The Israel Defense Forces has responded with counterattacks on known terrorist enclaves.

But Winston said that any student of history knows “that hindsight is 20-20 but in the moment, you never know what can set off a war.”

He said it’s not something for which preparations are made.

“Unlike conventional wars that are the result of politics, the War of Gog and Magog won’t be the logical outcome of our actions. It is Hashem’s (God, literally ‘the name’) way of building up our faith and trust in him in the final days. He wants us to be ready for anything because Moshiach (Messiah) is unlike anything that came before,” he said in the BIN report.

“There are some descriptions of what the War of Gog and Magog might possibly be like,” he explained, referring to a description by Rabbi Elijah ben Solomon Zalman, who two centuries ago predicted it will last 12 minutes and encompass the world.

“That was inconceivable at the time but now we can envision that as being realistic,” Winston told BIN. “There are many aspects described in prophecy that skeptics say are impossible. It is all part of the bigger plan.

“Gog and Magog is unavoidable but how or when it manifests will depend on our relationship with God leading up to it,” he said. “We can sweeten the judgment to the point where we barely notice the war.

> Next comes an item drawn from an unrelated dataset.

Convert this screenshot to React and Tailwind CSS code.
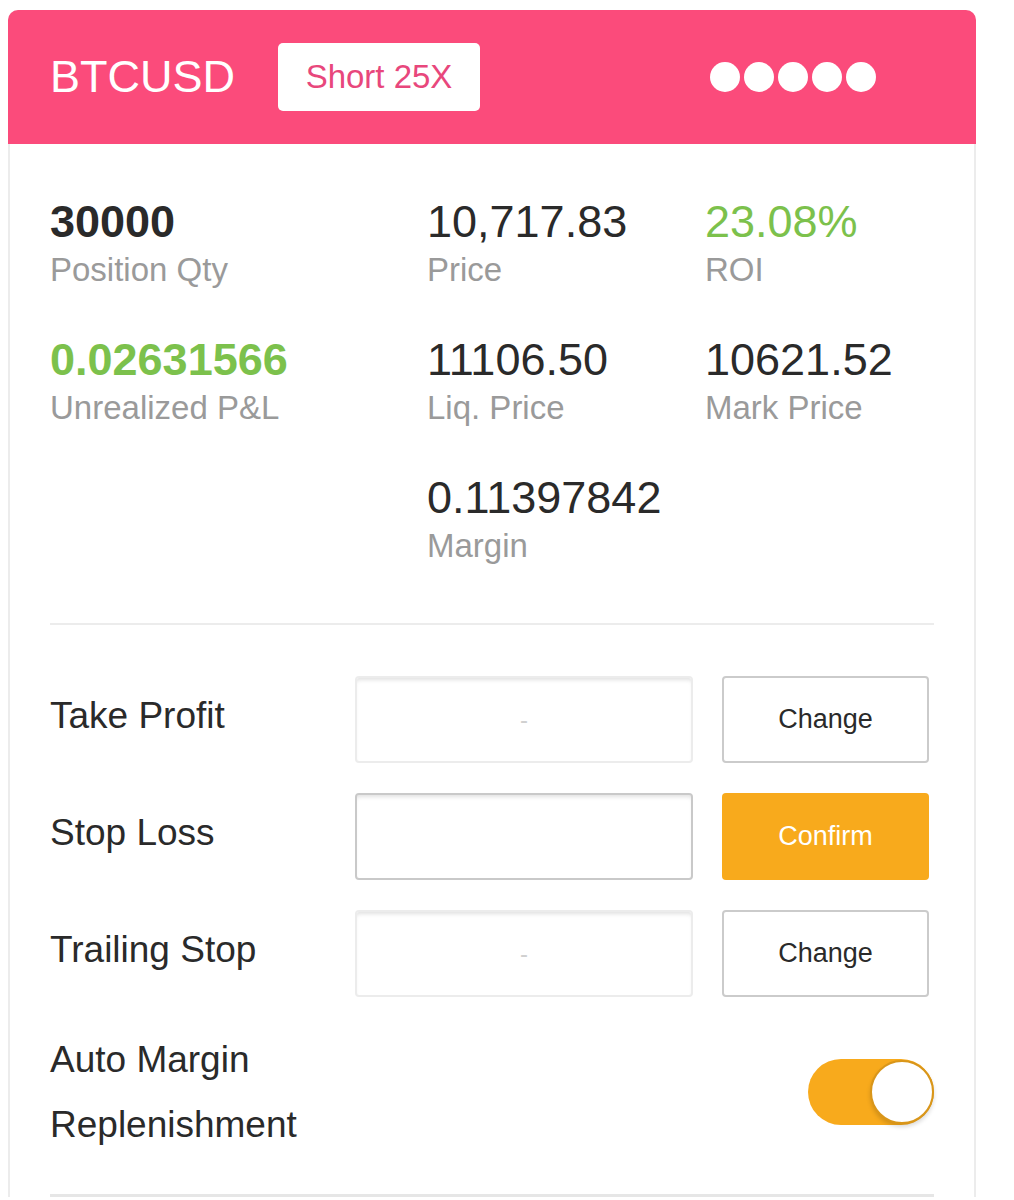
import React, { useState } from 'react';

const stats = [
  { value: '30000', label: 'Position Qty', tone: 'bold' },
  { value: '10,717.83', label: 'Price' },
  { value: '23.08%', label: 'ROI', tone: 'green' },
  { value: '0.02631566', label: 'Unrealized P&L', tone: 'greenBold' },
  { value: '11106.50', label: 'Liq. Price' },
  { value: '10621.52', label: 'Mark Price' },
  { value: null },
  { value: '0.11397842', label: 'Margin' },
  { value: null },
];

const toneClass = {
  bold: 'font-bold text-[#2a2a2a]',
  green: 'text-[#7cc14c]',
  greenBold: 'font-bold text-[#7cc14c]',
};

const Stat = ({ value, label, tone }) => {
  if (!value) return <div />;
  return (
    <div className="flex flex-col gap-[4px]">
      <span className={`text-[45px] leading-[50px] ${toneClass[tone] || 'text-[#2a2a2a]'}`}>{value}</span>
      <span className="text-[33px] leading-[38px] text-[#9a9a9a]">{label}</span>
    </div>
  );
};

const OrderRow = ({ label, value, active, onAction }) => (
  <div className="flex items-center h-[87px]">
    <span className="w-[305px] pb-[8px] text-[37px] text-[#2a2a2a]">{label}</span>
    <div
      className={`w-[338px] h-full rounded-[4px] border-2 bg-white flex items-center justify-center text-[24px] text-[#d0d0d0] shadow-[inset_0_4px_4px_-2px_rgba(0,0,0,0.12)] ${
        active ? 'border-[#c9c9c9]' : 'border-[#ececec]'
      }`}
    >
      {value}
    </div>
    <button
      onClick={onAction}
      className={`ml-[29px] w-[207px] h-full rounded-[4px] text-[27px] ${
        active ? 'bg-[#f8aa1c] text-white' : 'bg-white border-2 border-[#cbcbcb] text-[#2a2a2a]'
      }`}
    >
      {active ? 'Confirm' : 'Change'}
    </button>
  </div>
);

export default function App() {
  const [autoMargin, setAutoMargin] = useState(true);

  return (
    <div className="min-h-[1200px] bg-white pt-[10px] pl-[8px] [font-family:'Liberation_Sans',Arial,sans-serif]">
      <div className="w-[968px] rounded-t-[10px] border-x-2 border-[#ececec] bg-white">
        {/* header */}
        <div className="-mx-[2px] h-[134px] rounded-t-[10px] bg-[#fb4b7b] flex items-center pl-[42px] pr-[100px]">
          <span className="text-[45px] text-white">BTCUSD</span>
          <span className="ml-[43px] w-[202px] h-[68px] rounded-[5px] bg-white flex items-center justify-center text-[33px] text-[#e8477c]">
            Short 25X
          </span>
          <div className="ml-auto flex gap-[4px]">
            {[0, 1, 2, 3, 4].map((i) => (
              <span key={i} className="w-[30px] h-[30px] rounded-full bg-white" />
            ))}
          </div>
        </div>

        <div className="px-[40px]">
          {/* stats */}
          <div className="pt-[53px] grid grid-cols-[377px_278px_1fr] gap-y-[46px]">
            {stats.map((s, i) => (
              <Stat key={i} {...s} />
            ))}
          </div>

          <div className="mt-[58px] h-[2px] bg-[#ececec]" />

          {/* orders */}
          <div className="pt-[51px] flex flex-col gap-[30px]">
            <OrderRow label="Take Profit" value="-" />
            <OrderRow label="Stop Loss" value="" active />
            <OrderRow label="Trailing Stop" value="-" />
          </div>

          {/* auto margin */}
          <div className="mt-[30px] flex items-center justify-between">
            <span className="text-[37px] leading-[65px] text-[#2a2a2a]">
              Auto Margin
              <br />
              Replenishment
            </span>
            <button
              onClick={() => setAutoMargin(!autoMargin)}
              className={`w-[126px] h-[66px] rounded-full flex items-center ${
                autoMargin ? 'bg-[#f8aa1c] justify-end' : 'bg-[#e5e5e5] justify-start'
              }`}
            >
              <span className="w-[64px] h-[64px] rounded-full bg-white border-2 border-[#d9961a] shadow-[0_3px_4px_rgba(0,0,0,0.15)]" />
            </button>
          </div>

          <div className="mt-[37px] h-[3px] bg-[#e6e6e6]" />
        </div>
      </div>
    </div>
  );
}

Or it could be more horrifying than anything we could ever imagine.”

The report by Adam Eliyahu Berkowitz also explained Rabbi Rafi Peretz, a former chief rabbi of the IDF, says the military’s operational parameters are different from those guiding other armies.

“In almost every way, the IDF is like every other army in the world, he said. “Of course, we have a framework for educating our soldiers in military values, striving to make the IDF a moral army. We also emphasize the love of our nation and our land. Other armies do this as well but for the IDF, this takes on a unique form since this is our homeland from the time of the patriarchs.”

But he cited its religious component. For example, many soldiers in the 2012 war in Gaza requested the tzitzit, a four-cornered fringed religious garment, to wear into battle.

“The IDF is clear about its unique status as the army of Israel. These are not simply Torah concepts that only speak to religious soldiers,” he said.

And Rabbi Hillel Weiss, the spokesman for the nascent Sanhedrin, said the way Jews wage war also is unique.

“There are many laws in the Torah about how to wage war,” he told Breaking Israel News. “They are no less important than keeping kosher or keeping the Sabbath.”